| |
|
|
Çetin Altan emin mi?
Eskileri şöyle anlatmış Çetin Altan: "Henüz Bağdat Caddesi'ne tramvay bile gelmemişti. Bostancı-Kadıköy arasında, ne zaman geçeceği belli olmayan otobüslerle kaptıkaçtılar çalışırdı. İstanbul'a inmek için; önce trenle Haydarpaşa'ya, oradan da vapurla gidilirdi Karaköy'e" (Milliyet, 23 Şubat). Benim bildiğim belediye otobüsleri her zaman belli bir saat düzenine bağlı olmuştur. O kadar ki eskiden ara duraklar 'ihtiyari' ve 'mecburi' diye ikiye ayrılmıştı. Yolcu yoksa, şoförün 'ihtiyari'de durması gerekmezdi. Ama yolcu olmasa dahi 'mecburi' durağa geldiğinde 'saatini' beklerdi. Arızalar dışında otobüs zamanında gelirdi. Çünkü trafik sıkışıklığı diye bir şey yoktu. Ayrıca nüfus az olduğu için şoför yolcuları tanır, hatta bazen gecikenleri beklerdi! Böyle olduğu için yaşlı İstanbullular o günleri nostaljiyle anlatır. Gelelim Karaköy'e geçmeye. Öğlene kadar (hatta artık öğle saatlerinde de) Boğaz Köprüsü trafiği adım adım ilerliyor.
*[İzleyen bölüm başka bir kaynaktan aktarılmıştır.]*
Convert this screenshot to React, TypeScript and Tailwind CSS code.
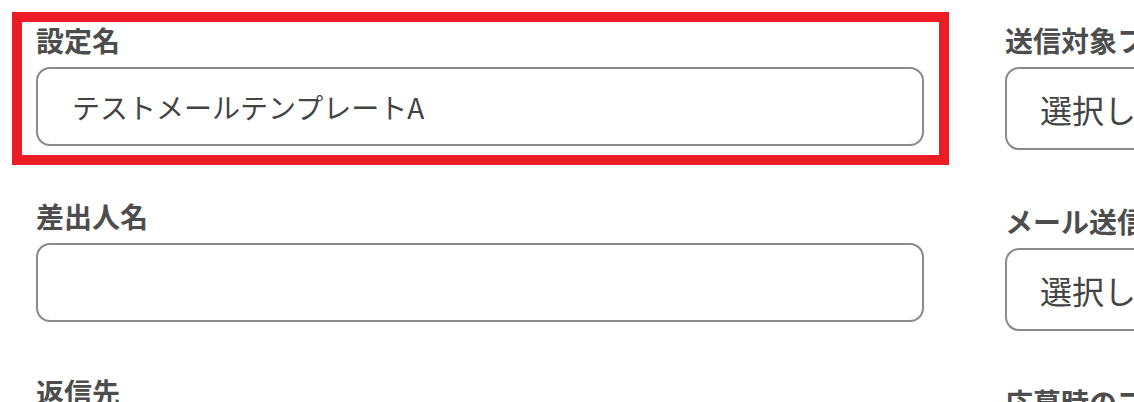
const font = { fontFamily: '"Noto Sans CJK JP", "Noto Sans", sans-serif' }

function Field({ label, value }: { label: string; value?: string }) {
  return (
    <div className="mb-[49px]">
      <div className="text-[28px] font-bold leading-[42px] text-[#4d4d4d] whitespace-nowrap">{label}</div>
      <div className="mt-[6px] h-[79px] border-2 border-[#8a8a8a] rounded-[14px] pl-[34px] flex items-center text-[28px] text-[#444] whitespace-nowrap">
        {value}
      </div>
    </div>
  )
}

function SelectField({ label }: { label: string }) {
  return (
    <div className="mb-[50px]">
      <div className="text-[28px] font-bold leading-[42px] text-[#4d4d4d] whitespace-nowrap">{label}</div>
      <div className="mt-[6px] h-[83px] border-2 border-[#8a8a8a] rounded-[14px] pl-[33px] flex items-center text-[32px] text-[#444] whitespace-nowrap">
        選択してください
      </div>
    </div>
  )
}

export default function App() {
  return (
    <div className="relative w-[1134px] h-[402px] overflow-hidden bg-white" style={font}>
      <div className="flex pl-[36px] pt-[19px] gap-[81px]">
        <div className="w-[888px] shrink-0">
          <Field label="設定名" value="テストメールテンプレートA" />
          <Field label="差出人名" />
          <Field label="返信先" />
        </div>
        <div className="w-[600px] shrink-0">
          <SelectField label="送信対象ファイル" />
          <SelectField label="メール送信タイミング" />
          <SelectField label="応募時のフォーム" />
        </div>
      </div>
      {/* highlight frame */}
      <div className="absolute left-[12px] top-[12px] w-[937px] h-[153px] border-[10px] border-[#ec1c24]" />
    </div>
  )
}
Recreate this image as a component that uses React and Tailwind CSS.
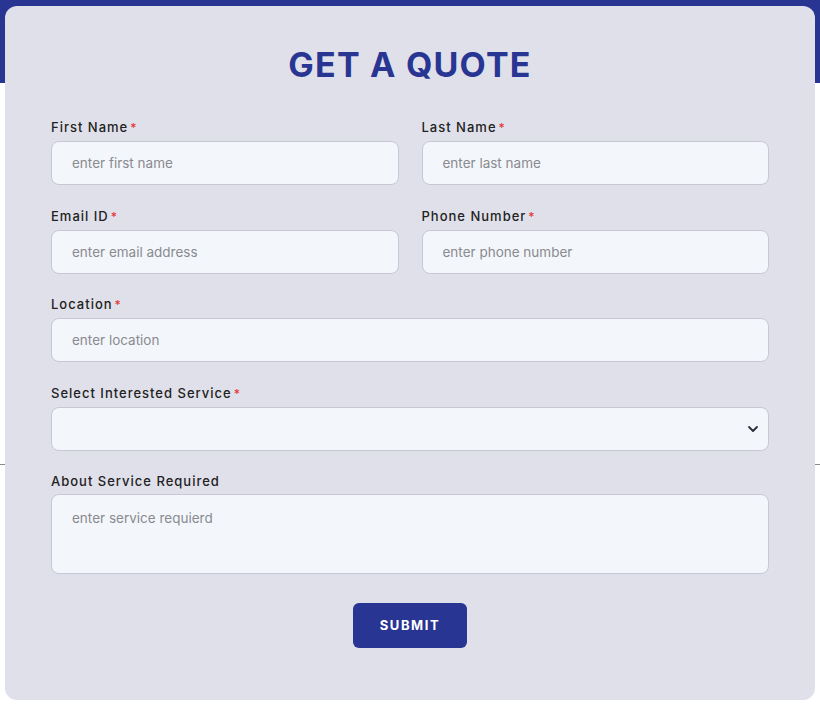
const Label = ({ children, required }) => (
  <label className="block text-[13px] leading-[16px] tracking-[1px] text-[#222] font-medium mb-[5px]">
    {children}
    {required && <span className="text-[#e53935] ml-[2px] text-[12px] leading-[16px]">*</span>}
  </label>
);

const inputCls =
  'w-full h-[44px] px-[20px] rounded-[8px] border border-[#c6c8d6] bg-[#f3f7fb] text-[13.5px] text-[#333] placeholder:text-[#8a8a8f] outline-none';

const Field = ({ label, placeholder, required = true, className = '' }) => (
  <div className={className}>
    <Label required={required}>{label}</Label>
    <input type="text" placeholder={placeholder} className={inputCls} />
  </div>
);

export default function App() {
  return (
    <div className="relative w-[820px] h-[707px] bg-white overflow-hidden" style={{ fontFamily: 'Inter, "Noto Sans", sans-serif' }}>
      <div className="absolute inset-x-0 top-0 h-[83px] bg-[#283593]" />
      <div className="absolute inset-x-0 top-[464px] h-px bg-[#8a8a8a]" />
      <div className="relative mx-[5px] mt-[6px] h-[694px] rounded-[12px] bg-[#e0e0ea] px-[46px] pt-[39px]">
        <h1 className="text-center text-[34px] leading-[40px] font-bold tracking-[1.2px] text-[#283593] mb-[34px]">
          GET A QUOTE
        </h1>
        <div className="grid grid-cols-2 gap-x-[23px] gap-y-[22.5px]">
          <Field label="First Name" placeholder="enter first name" />
          <Field label="Last Name" placeholder="enter last name" />
          <Field label="Email ID" placeholder="enter email address" />
          <Field label="Phone Number" placeholder="enter phone number" />
          <Field label="Location" placeholder="enter location" className="col-span-2" />
          <div className="col-span-2">
            <Label required>Select Interested Service</Label>
            <div className="relative">
              <select className={`${inputCls} appearance-none`} defaultValue="">
                <option value=""></option>
              </select>
              <svg className="absolute right-[10px] top-1/2 -translate-y-1/2 pointer-events-none" width="12" height="12" viewBox="0 0 12 12" fill="none">
                <path d="M2 4l4 4 4-4" stroke="#2a2d3a" strokeWidth="1.8" strokeLinecap="round" strokeLinejoin="round" />
              </svg>
            </div>
          </div>
          <div className="col-span-2">
            <Label>About Service Required</Label>
            <textarea
              placeholder="enter service requierd"
              className="w-full h-[80px] px-[20px] pt-[13px] rounded-[8px] border border-[#c6c8d6] bg-[#f3f7fb] text-[13.5px] text-[#333] placeholder:text-[#8a8a8f] outline-none resize-none block"
            />
          </div>
        </div>
        <div className="flex justify-center mt-[29px]">
          <button className="w-[114px] h-[45px] rounded-[6px] bg-[#283593] text-white text-[13px] font-bold tracking-[1.6px]">
            SUBMIT
          </button>
        </div>
      </div>
    </div>
  );
}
Yıldız Yokuşu desen, zaten hep dolu. Raylı sistem şeritleri azalttığı için Beşiktaş-Karaköy arasında da trafik gayet yoğun. Velhasıl bugün olağan bir iş gününde, Bostancı'dan Kadıköy'e inip vapurla Karaköy'e geçmek, köprüyü kullanmaktan daha akılcı, rahat ve hızlı.